Why we need to divide by \(\sqrt{d_k}\) in attention?

Transformers
Author

Lorenzo Cesconetto

Published

January 29, 2026

Transformer models compute attention scores by calculating \(QK^T\), then dividing by \(\sqrt{d_k}\) to scale the result before applying softmax. This scaling factor might seem like a minor detail, but it plays a crucial role in training stability. Let’s explore why.

The variance problem

For each attention score, we compute \(score = \sum_{i=1}^{d_k}q_i \cdot k_i\). Let’s analyze what happens to this sum under typical conditions.

Assume \(q_i\) and \(k_i\) are independent random variables with mean 0 and variance 1. Let’s derive the expected value and variance of our score.
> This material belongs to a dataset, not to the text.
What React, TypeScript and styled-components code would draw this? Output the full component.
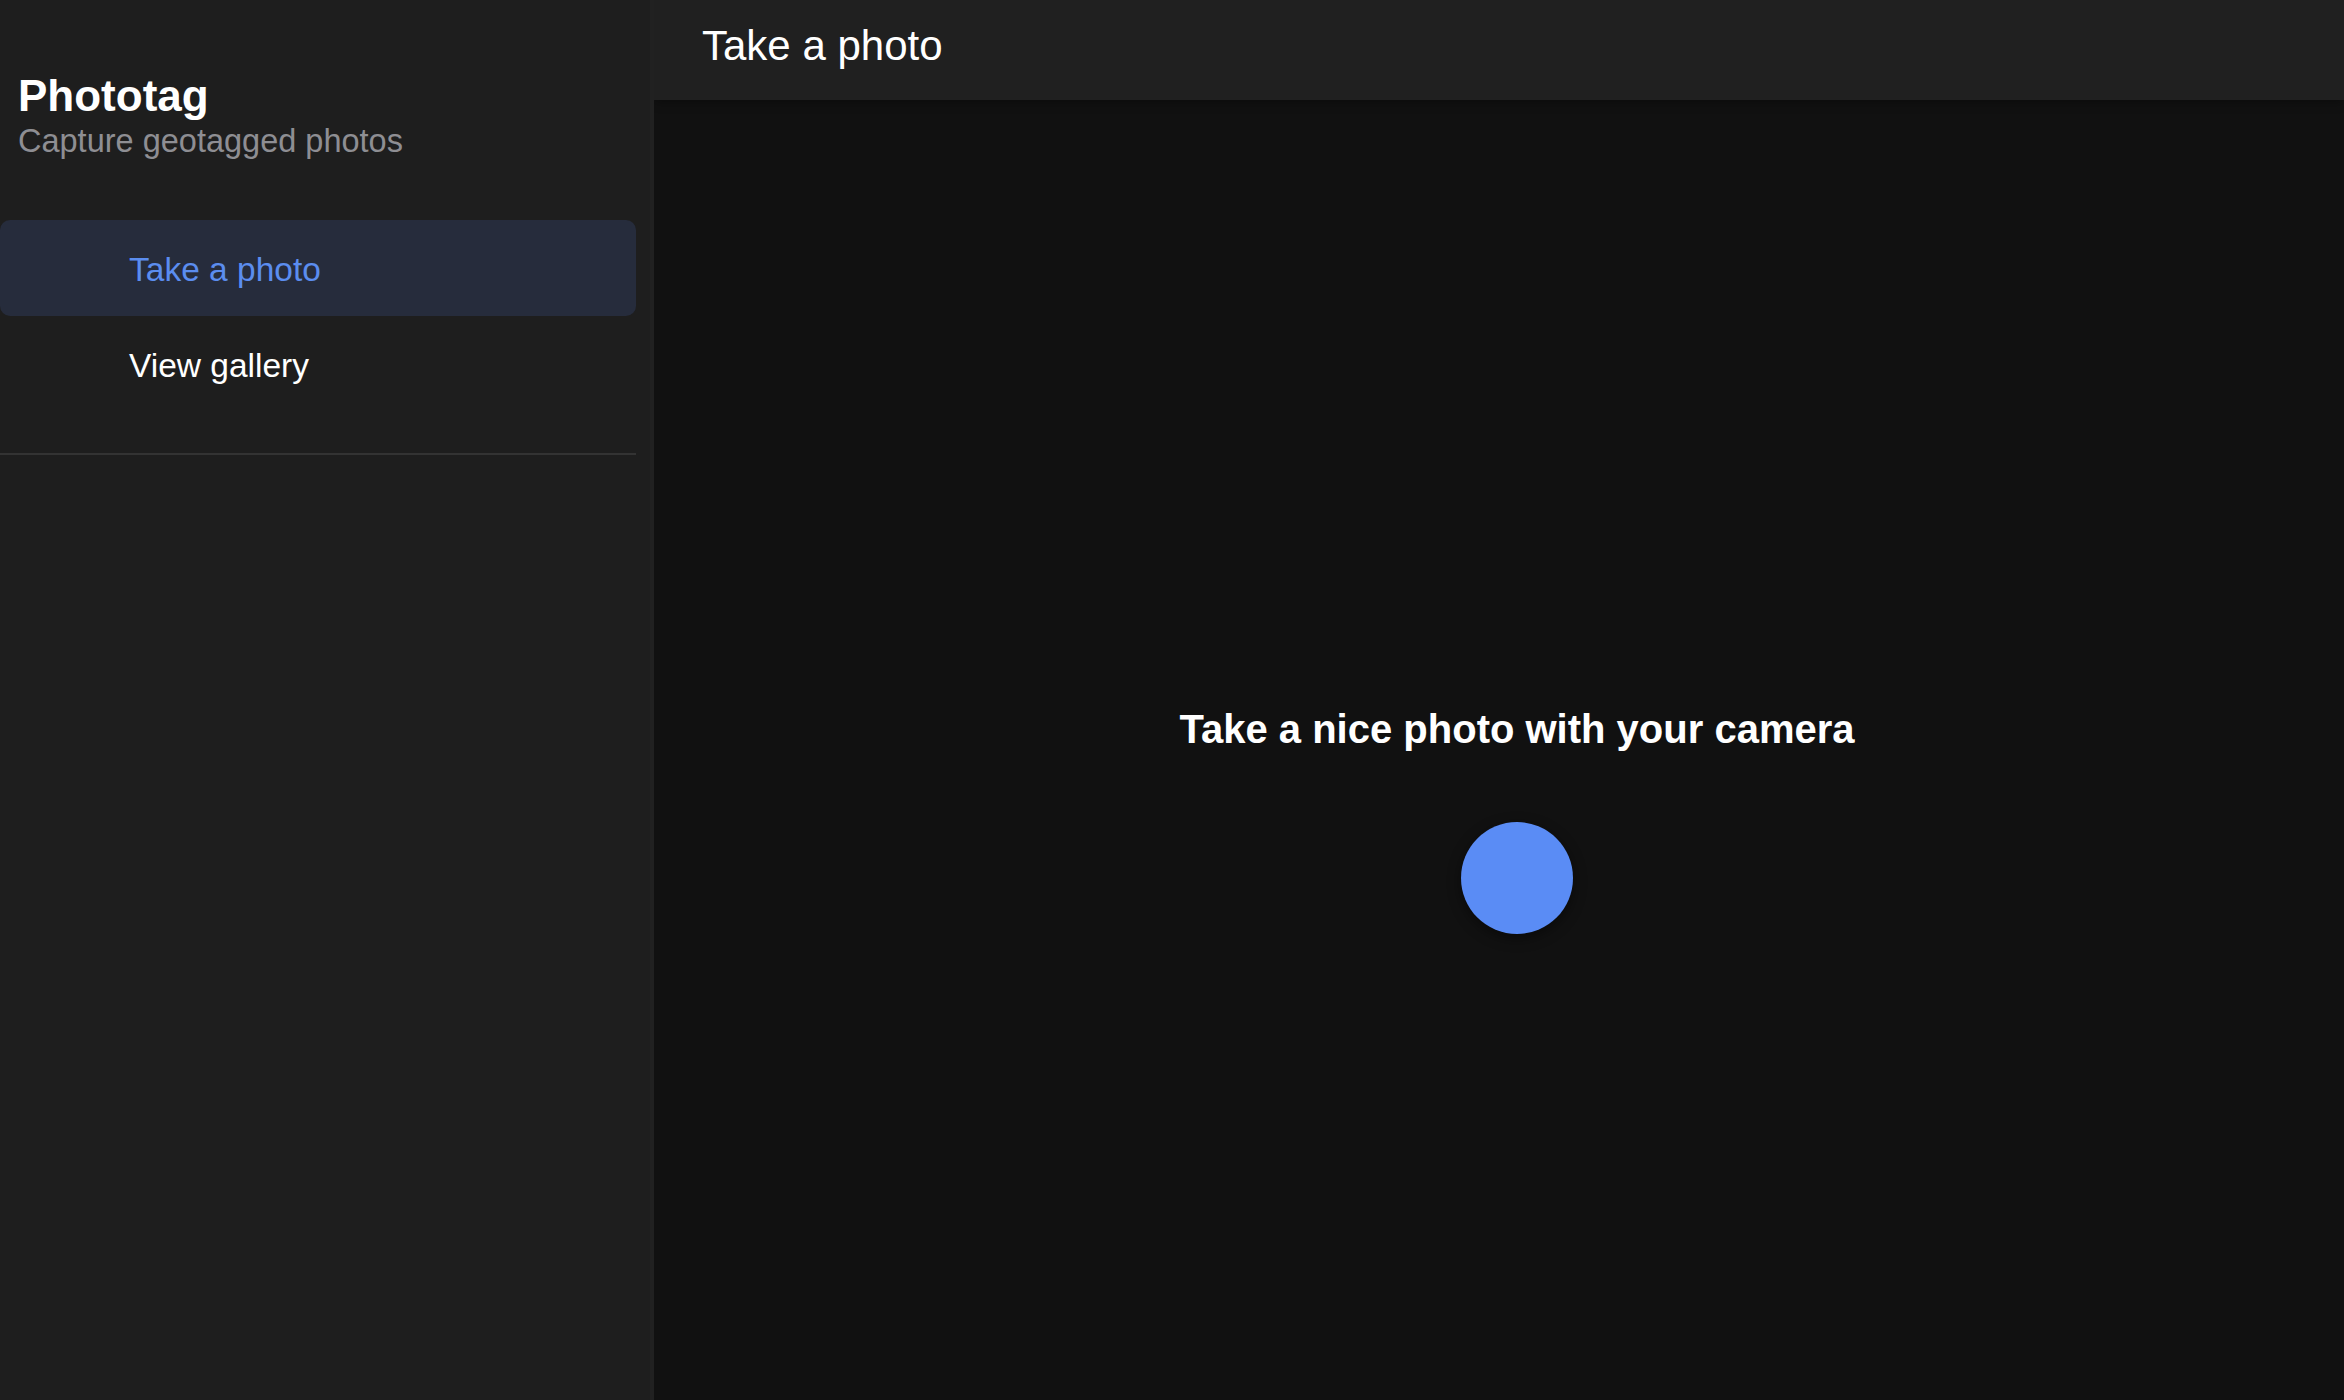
import React from 'react';
import styled, { createGlobalStyle } from 'styled-components';

const GlobalStyle = createGlobalStyle`
  html, body, #root {
    margin: 0;
    padding: 0;
    height: 100%;
  }

  body {
    background: #111111;
    font-family: 'Liberation Sans', Arial, Helvetica, sans-serif;
    color: #ffffff;
    overflow: hidden;
  }
`;

const Layout = styled.div`
  display: flex;
  width: 100%;
  height: 100vh;
`;

const Sidebar = styled.aside`
  flex: 0 0 654px;
  box-sizing: border-box;
  display: flex;
  flex-direction: column;
  padding-right: 14px;
  background: #1e1e1e;
  border-right: 4px solid #212121;
  z-index: 2;
`;

const Brand = styled.div`
  padding: 71px 0 0 18px;
`;

const Title = styled.h1`
  margin: 0;
  font-size: 44px;
  font-weight: 700;
  color: #ffffff;
`;

const Subtitle = styled.p`
  margin: 2px 0 0;
  font-size: 32.5px;
  color: #8e8e93;
`;

const Nav = styled.nav`
  display: flex;
  flex-direction: column;
  margin-top: 60px;
`;

const NavItem = styled.a<{ $active?: boolean }>`
  display: flex;
  align-items: center;
  height: 96px;
  padding: 3px 0 0 129px;
  box-sizing: border-box;
  border-radius: 10px;
  font-size: 33.5px;
  text-decoration: none;
  cursor: pointer;
  color: ${({ $active }) => ($active ? '#5b8def' : '#ffffff')};
  background: ${({ $active }) => ($active ? '#262c3c' : 'transparent')};
`;

const Divider = styled.hr`
  margin: 41px 0 0;
  height: 2px;
  border: none;
  background: #333333;
`;

const Main = styled.main`
  flex: 1;
  display: flex;
  flex-direction: column;
  min-width: 0;
`;

const Header = styled.header`
  height: 100px;
  flex: 0 0 100px;
  box-sizing: border-box;
  padding: 22px 48px 0;
  background: #202020;
  box-shadow: 0 2px 10px rgba(0, 0, 0, 0.35);
  z-index: 1;
`;

const HeaderTitle = styled.h2`
  margin: 0;
  font-size: 42px;
  font-weight: 400;
  color: #ffffff;
`;

const Content = styled.section`
  flex: 1;
  display: flex;
  flex-direction: column;
  align-items: center;
  justify-content: center;
  padding: 140px 0 0 36px;
  background: #111111;
`;

const Prompt = styled.h3`
  margin: 0;
  font-size: 40px;
  font-weight: 700;
  color: #ffffff;
`;

const ShutterButton = styled.button`
  margin-top: 70px;
  width: 112px;
  height: 112px;
  border: none;
  border-radius: 50%;
  background: #5a8cf5;
  box-shadow: 0 4px 14px rgba(0, 0, 0, 0.45);
  cursor: pointer;
`;

export default function App() {
  return (
    <>
      <GlobalStyle />
      <Layout>
        <Sidebar>
          <Brand>
            <Title>Phototag</Title>
            <Subtitle>Capture geotagged photos</Subtitle>
          </Brand>
          <Nav>
            <NavItem $active>Take a photo</NavItem>
            <NavItem>View gallery</NavItem>
          </Nav>
          <Divider />
        </Sidebar>
        <Main>
          <Header>
            <HeaderTitle>Take a photo</HeaderTitle>
          </Header>
          <Content>
            <Prompt>Take a nice photo with your camera</Prompt>
            <ShutterButton aria-label="Take photo" />
          </Content>
        </Main>
      </Layout>
    </>
  );
}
Expected value of the attention score:

\[ E[X \cdot Y] = E[X] \cdot E[Y] \quad \text{(if X and Y are independent)} \] \[ E[q_i \cdot k_i] = E[q_i] \cdot E[k_i] = 0 \cdot 0 = 0 \] \[ E[X + Y] = E[X] + E[Y] \] \[ E[\sum_{i=1}^{d_k} q_i \cdot k_i] = \sum_{i=1}^{d_k} E[q_i \cdot k_i] = 0 \]

Variance of the attention score:

Similarly, we can derive the variance of our attention scores. Let’s start with the each product term variance:

\[ Var(X \cdot Y)= Var(X) \cdot Var(Y) + Var(X)⋅[E(Y)]^2 + Var(Y)⋅[E(X)]^2 \] \[ Var(q_i \cdot k_i) = 1 \cdot 1 + 1 \cdot 0^2 + 1 \cdot 0^2 = 1 \]

Therefore, each product has mean 0 and variance 1. Now, using the property that the variance of the sum of independent variables is the sum of their variances:

\[ Var(X + Y) = Var(X) + Var(Y) \quad \text{(if X and Y are independent)} \] \[ Var(\sum_{i=1}^{d_k} q_i \cdot k_i) = \sum_{i=1}^{d_k} Var(q_i \cdot k_i) = d_k \]

Therefore, each product \(q_i \cdot k_i\) has mean 0 and variance 1. When we sum \(d_k\) terms, the mean remains 0 but the variance grows to \(d_k\). This is the key issue: as the \(q\) and \(k\) vector dimension increases, our attention scores become increasingly spread out (high variance).

Why high variance breaks softmax

The softmax function is extremely sensitive to the scale of its inputs. Consider this example with mean zero but high variance that represents our attention scores if we didn’t scale them:

\[ softmax(100, -50, -50) = \frac{e^{100}}{e^{100} + e^{-50} + e^{-50}} \approx 1 \]

Now let’s see what happens to the output when we perturb each input value slightly (this is exactly what the gradient represents):

\[ softmax(99.9, -50.1, -50.1) = \frac{e^{99.9}}{e^{99.9} + e^{-50.1} + e^{-50.1}} \approx 1 \]

The output is nearly identical despite the input changes. This means gradients become vanishingly small, making the model difficult to train (the optimizer is performing really small steps and taking forever to converge). The softmax has saturated—it’s producing near one-hot distributions where small changes in input barely affect the output.

The solution

By dividing by \(\sqrt{d_k}\), we normalize the variance back to 1:

\[ Var\left(\frac{score}{\sqrt{d_k}}\right) = \frac{Var(score)}{d_k} = \frac{d_k}{d_k} = 1 \]

This keeps the attention scores in a reasonable range regardless of embedding dimension, allowing softmax to produce smooth distributions with meaningful gradients throughout training.